Saved entries:

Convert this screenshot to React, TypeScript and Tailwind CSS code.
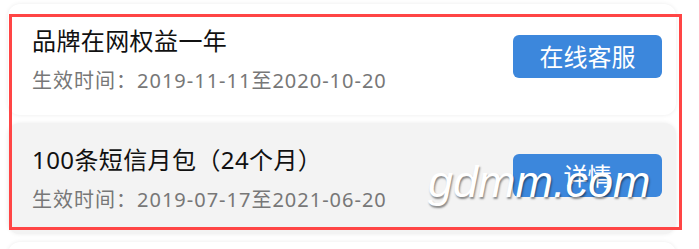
const items = [
  {
    title: "品牌在网权益一年",
    period: "2019-11-11至2020-10-20",
    action: "在线客服",
    bg: "bg-white",
  },
  {
    title: "100条短信月包（24个月）",
    period: "2019-07-17至2021-06-20",
    action: "详情",
    bg: "bg-[#f3f3f3]",
  },
  {
    title: "",
    period: "",
    action: "",
    bg: "bg-white",
  },
];

const font = {
  fontFamily: '"Noto Sans", "Noto Sans CJK SC", sans-serif',
};

export default function App() {
  return (
    <div className="relative h-[249px] w-[699px] overflow-hidden bg-white" style={font}>
      <div className="flex flex-col gap-2 pl-2 pr-[23px] pt-1">
        {items.map((item, i) => (
          <div
            key={i}
            className={`flex h-[111px] shrink-0 items-start justify-between rounded-xl ${item.bg} pl-6 pr-[14px] shadow-[0_0_4px_rgba(0,0,0,0.08)]`}
          >
            {item.title && (
              <>
                <div className="pt-[21px]">
                  <div className="text-[24px] leading-[32px] tracking-[0.4px] text-[#111]">{item.title}</div>
                  <div className="mt-[10px] text-[20px] leading-[28px] tracking-[1px] text-[#777]">
                    生效时间：{item.period}
                  </div>
                </div>
                <button className="mt-[31px] flex h-[43px] w-[149px] items-center justify-center rounded-[6px] bg-[#3c87dc] text-[24px] text-white">
                  {item.action}
                </button>
              </>
            )}
          </div>
        ))}
      </div>

      {/* red highlight frame */}
      <div className="pointer-events-none absolute left-[9px] top-[14px] h-[216px] w-[673px] border-[3px] border-[#ff4545]" />

      {/* watermark */}
      <div
        className="pointer-events-none absolute left-[428px] top-[160px] text-[45px] italic leading-[44px] text-white [text-shadow:1px_2px_2px_rgba(0,0,0,0.45)]"
        style={{ fontFamily: '"Liberation Sans", sans-serif' }}
      >
        gdmm.com
      </div>
    </div>
  );
}
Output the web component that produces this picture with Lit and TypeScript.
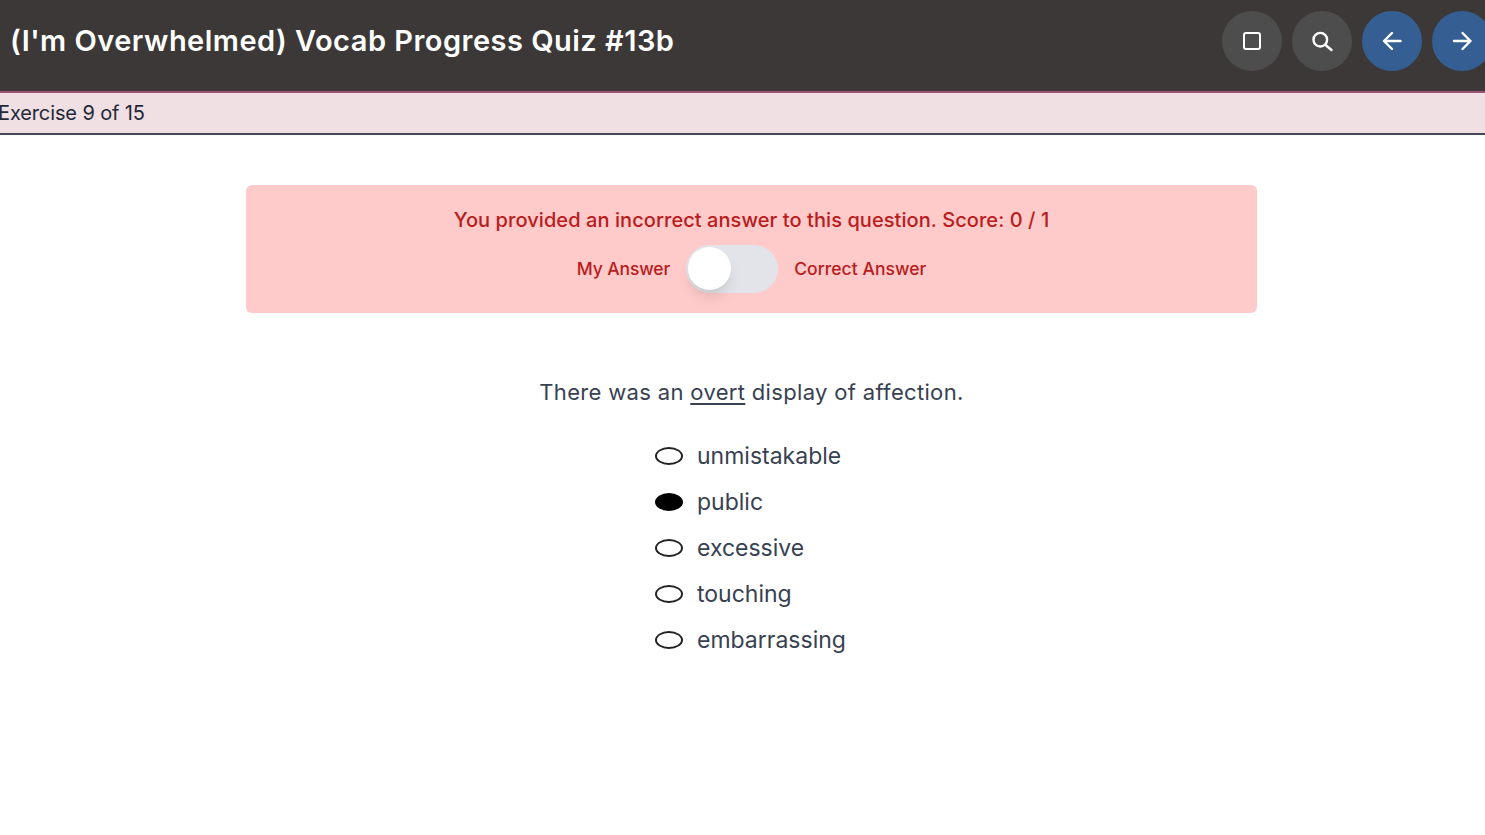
import { LitElement, html, css } from "lit";
import { customElement, state } from "lit/decorators.js";

@customElement("app-root")
export class AppRoot extends LitElement {
  static styles = css`
    :host {
      display: block;
      width: 1485px;
      height: 835px;
      overflow: hidden;
      background: #fff;
      font-family: "Inter", "Noto Sans", sans-serif;
      color: #374151;
    }

    .header {
      display: flex;
      align-items: flex-start;
      justify-content: space-between;
      width: 1492px;
      height: 91px;
      padding: 11px 0 0 10px;
      box-sizing: border-box;
      background: #3c3838;
    }

    h1 {
      margin: 0;
      font-size: 29px;
      line-height: 60px;
      font-weight: 600;
      color: #fff;
      letter-spacing: 0.48px;
    }

    .buttons {
      display: flex;
      gap: 10px;
    }

    .btn {
      width: 60px;
      height: 60px;
      border-radius: 50%;
      background: #4d4d4d;
      display: flex;
      align-items: center;
      justify-content: center;
    }

    .btn.nav {
      background: #355f92;
    }

    .btn svg {
      width: 24px;
      height: 24px;
      fill: none;
      stroke: #fff;
      stroke-width: 2.4;
      stroke-linecap: round;
      stroke-linejoin: round;
    }

    .btn .thin {
      stroke-width: 2;
    }

    .progress {
      height: 40px;
      display: flex;
      align-items: center;
      background: #f0dfe3;
      border-top: 2px solid #9b5378;
      border-bottom: 2px solid #45495a;
      font-size: 20px;
      letter-spacing: -0.12px;
      color: #1f2937;
      margin-left: -2px;
    }

    .main {
      width: 1011px;
      margin: 50px 0 0 246px;
    }

    .alert {
      height: 128px;
      box-sizing: border-box;
      padding-top: 22px;
      background: #fecaca;
      border-radius: 6px;
      color: #b91c1c;
      text-align: center;
      font-size: 20px;
      line-height: 26px;
      letter-spacing: 0.07px;
      font-weight: 500;
    }

    .switch-row {
      display: flex;
      align-items: center;
      justify-content: center;
      gap: 16px;
      margin-top: 12px;
      font-size: 17.5px;
      line-height: 24px;
      letter-spacing: 0.05px;
      font-weight: 500;
    }

    .mine {
      letter-spacing: -0.1px;
    }

    .track {
      width: 92px;
      height: 48px;
      border-radius: 24px;
      background: #e2e4e9;
      position: relative;
    }

    .knob {
      position: absolute;
      left: 2px;
      top: 2px;
      width: 43px;
      height: 43px;
      border-radius: 50%;
      background: #fff;
      box-shadow: 0 10px 15px -3px rgba(0, 0, 0, 0.1), 0 4px 6px -2px rgba(0, 0, 0, 0.05);
    }

    .question {
      margin: 66px 0 0;
      text-align: center;
      font-size: 22px;
      line-height: 26px;
      letter-spacing: 0.33px;
    }

    .question u {
      text-underline-offset: 3px;
    }

    .options {
      display: flex;
      flex-direction: column;
      gap: 14px;
      margin: 35px 0 0 409px;
      font-size: 23px;
    }

    .option {
      display: flex;
      align-items: center;
      gap: 14px;
      height: 32px;
    }

    .radio {
      width: 28px;
      height: 18px;
      box-sizing: border-box;
      border: 2px solid #222;
      border-radius: 50%;
    }

    .radio.on {
      background: #000;
      border-color: #000;
    }
  `;

  @state() options = ["unmistakable", "public", "excessive", "touching", "embarrassing"];
  @state() picked = "public";

  render() {
    return html`
      <div class="header">
        <h1>(I'm Overwhelmed) Vocab Progress Quiz #13b</h1>
        <div class="buttons">
          <div class="btn">
            <svg class="thin" viewBox="0 0 24 24"><rect x="4" y="4" width="16" height="16" rx="2" /></svg>
          </div>
          <div class="btn">
            <svg viewBox="0 0 24 24"><circle cx="10.3" cy="10.7" r="6.8" /><path d="M15.5 16 21.5 21" /></svg>
          </div>
          <div class="btn nav">
            <svg viewBox="0 0 24 24"><path d="M20.5 12H4M12 4l-8 8 8 8" /></svg>
          </div>
          <div class="btn nav">
            <svg viewBox="0 0 24 24"><path d="M4 12h16.5M12.5 4l8 8-8 8" /></svg>
          </div>
        </div>
      </div>
      <div class="progress">Exercise 9 of 15</div>
      <div class="main">
        <div class="alert">
          You provided an incorrect answer to this question. Score: 0 / 1
          <div class="switch-row">
            <span class="mine">My Answer</span>
            <div class="track"><div class="knob"></div></div>
            <span>Correct Answer</span>
          </div>
        </div>
        <p class="question">There was an <u>overt</u> display of affection.</p>
        <div class="options">
          ${this.options.map(
            (o) => html`
              <div class="option">
                <span class="radio ${o === this.picked ? "on" : ""}"></span>
                <span>${o}</span>
              </div>
            `
          )}
        </div>
      </div>
    `;
  }
}
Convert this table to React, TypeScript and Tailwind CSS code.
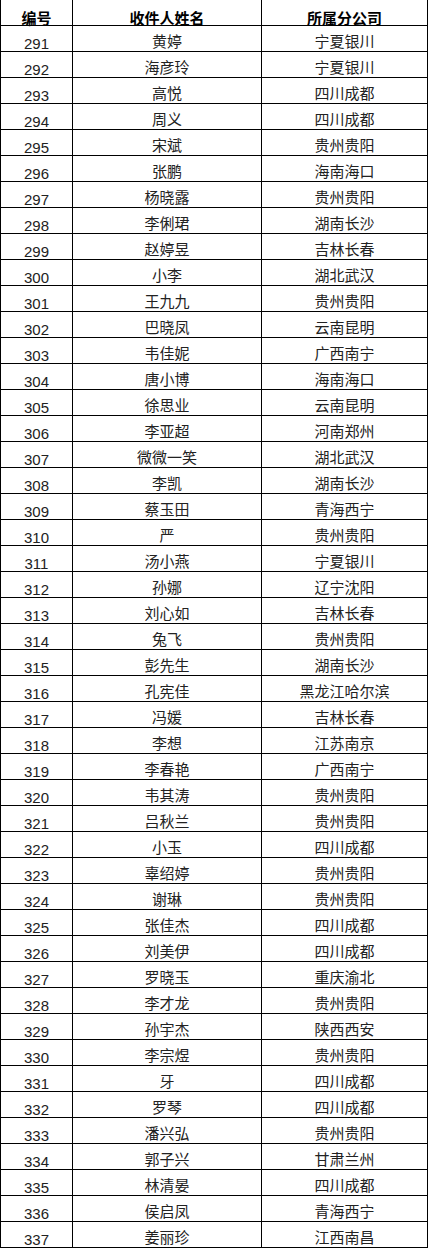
import React from 'react';

const rows: [string, string][] = [
  ['黄婷', '宁夏银川'],
  ['海彦玲', '宁夏银川'],
  ['高悦', '四川成都'],
  ['周义', '四川成都'],
  ['宋斌', '贵州贵阳'],
  ['张鹏', '海南海口'],
  ['杨晓露', '贵州贵阳'],
  ['李俐珺', '湖南长沙'],
  ['赵婷昱', '吉林长春'],
  ['小李', '湖北武汉'],
  ['王九九', '贵州贵阳'],
  ['巴晓凤', '云南昆明'],
  ['韦佳妮', '广西南宁'],
  ['唐小博', '海南海口'],
  ['徐思业', '云南昆明'],
  ['李亚超', '河南郑州'],
  ['微微一笑', '湖北武汉'],
  ['李凯', '湖南长沙'],
  ['蔡玉田', '青海西宁'],
  ['严', '贵州贵阳'],
  ['汤小燕', '宁夏银川'],
  ['孙娜', '辽宁沈阳'],
  ['刘心如', '吉林长春'],
  ['兔飞', '贵州贵阳'],
  ['彭先生', '湖南长沙'],
  ['孔宪佳', '黑龙江哈尔滨'],
  ['冯媛', '吉林长春'],
  ['李想', '江苏南京'],
  ['李春艳', '广西南宁'],
  ['韦其涛', '贵州贵阳'],
  ['吕秋兰', '贵州贵阳'],
  ['小玉', '四川成都'],
  ['辜绍婷', '贵州贵阳'],
  ['谢琳', '贵州贵阳'],
  ['张佳杰', '四川成都'],
  ['刘美伊', '四川成都'],
  ['罗晓玉', '重庆渝北'],
  ['李才龙', '贵州贵阳'],
  ['孙宇杰', '陕西西安'],
  ['李宗煜', '贵州贵阳'],
  ['牙', '四川成都'],
  ['罗琴', '四川成都'],
  ['潘兴弘', '贵州贵阳'],
  ['郭子兴', '甘肃兰州'],
  ['林清晏', '四川成都'],
  ['侯启凤', '青海西宁'],
  ['姜丽珍', '江西南昌'],
];

const cjk = "font-['SimSun','Noto_Sans_CJK_SC',sans-serif]";

export default function App() {
  return (
    <div className="w-[428px] bg-white text-black">
      <div className="border-l border-black">
        <div className="flex h-[26px] border-b border-black">
          <div className={`w-[72px] border-r border-black flex items-end justify-center text-[15px] leading-none font-bold ${cjk}`}>
            编号
          </div>
          <div className={`w-[189px] border-r border-black flex items-end justify-center text-[15px] leading-none font-bold ${cjk}`}>
            收件人姓名
          </div>
          <div className={`w-[166px] border-r border-black flex items-end justify-center text-[15px] leading-none font-bold ${cjk}`}>
            所属分公司
          </div>
        </div>
        {rows.map(([name, branch], i) => (
          <div key={i} className="flex h-[26px] border-b border-black">
            <div className="w-[72px] border-r border-black flex items-end justify-center text-[15px] leading-none font-['Liberation_Sans',sans-serif] text-[#222]">
              {291 + i}
            </div>
            <div className={`w-[189px] border-r border-black flex items-end justify-center pb-[3px] text-[15px] leading-none text-[#222] ${cjk}`}>
              {name}
            </div>
            <div className={`w-[166px] border-r border-black flex items-end justify-center pb-[3px] text-[15px] leading-none text-[#222] ${cjk}`}>
              {branch}
            </div>
          </div>
        ))}
      </div>
    </div>
  );
}
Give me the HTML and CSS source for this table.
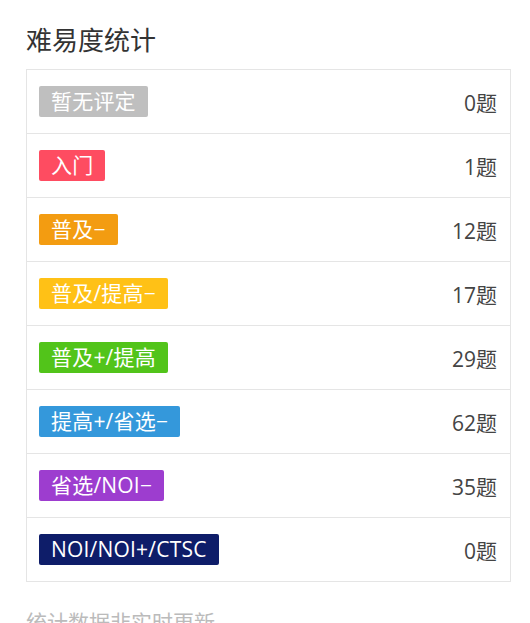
FILE: index.html
```html
<!DOCTYPE html>
<html lang="zh">
<head>
<meta charset="utf-8">
<link rel="stylesheet" href="styles.css">
</head>
<body>
<div class="panel">
  <h2 class="title">难易度统计</h2>
  <div class="table">
    <div class="row"><span class="badge gray">暂无评定</span><span class="count">0题</span></div>
    <div class="row"><span class="badge red">入门</span><span class="count">1题</span></div>
    <div class="row"><span class="badge orange">普及−</span><span class="count">12题</span></div>
    <div class="row"><span class="badge yellow">普及/提高−</span><span class="count">17题</span></div>
    <div class="row"><span class="badge green">普及+/提高</span><span class="count">29题</span></div>
    <div class="row"><span class="badge blue">提高+/省选−</span><span class="count">62题</span></div>
    <div class="row"><span class="badge purple">省选/NOI−</span><span class="count">35题</span></div>
    <div class="row"><span class="badge navy">NOI/NOI+/CTSC</span><span class="count">0题</span></div>
  </div>
  <p class="note">统计数据非实时更新</p>
</div>
</body>
</html>
```
FILE: styles.css
```css
html, body {
  margin: 0;
  padding: 0;
  background: #fff;
}
body {
  font-family: "Open Sans", "Noto Sans CJK SC", sans-serif;
  color: #333;
}
.panel {
  width: 485px;
  margin-left: 26px;
  padding-top: 22px;
}
.title {
  margin: 0 0 10px 0;
  font-size: 26px;
  font-weight: normal;
  line-height: 37px;
  color: #333;
}
.table {
  border: 1px solid #e5e5e5;
}
.row {
  display: flex;
  justify-content: space-between;
  align-items: center;
  height: 63px;
  padding: 0 13px 0 12px;
  border-top: 1px solid #e5e5e5;
}
.row:first-child {
  border-top: none;
}
.badge {
  display: inline-block;
  height: 31px;
  line-height: 31px;
  padding: 0 12px;
  border-radius: 2px;
  color: #fff;
  font-size: 21px;
  letter-spacing: 0.2px;
}
.count {
  font-size: 21px;
  color: #444;
}
.gray { background: #bfbfbf; }
.red { background: #fe4c61; }
.orange { background: #f39c11; }
.yellow { background: #ffc116; }
.green { background: #52c41a; }
.blue { background: #3498db; }
.purple { background: #9d3dcf; }
.navy { background: #0e1d69; }
.note {
  margin: 24px 0 0 0;
  font-size: 21px;
  color: #bbb;
}
```
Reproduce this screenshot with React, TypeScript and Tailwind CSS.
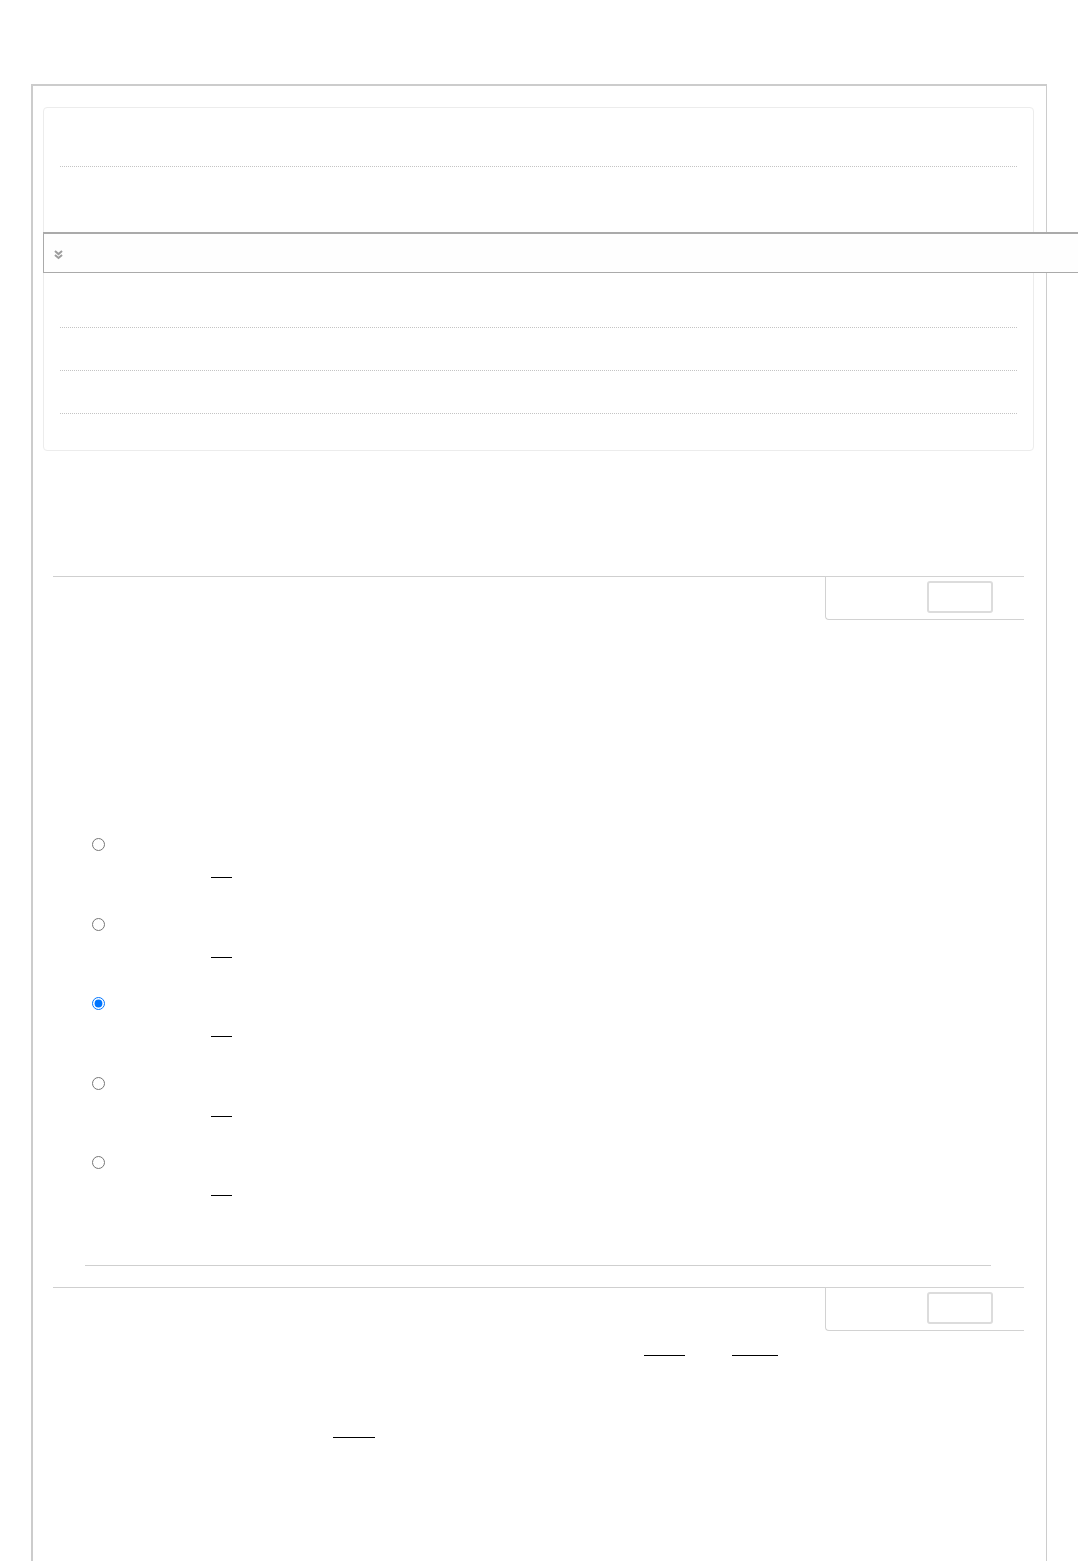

## WHAT IS NEEDED
From the line with "Convert this table" to the line with "import React from 'react';", set down those lines word for word and only those, counting both ends. Pictures stay out of the copy.

## RESPONSE BELOW
Convert this table to React, TypeScript and Tailwind CSS code.
import React from 'react';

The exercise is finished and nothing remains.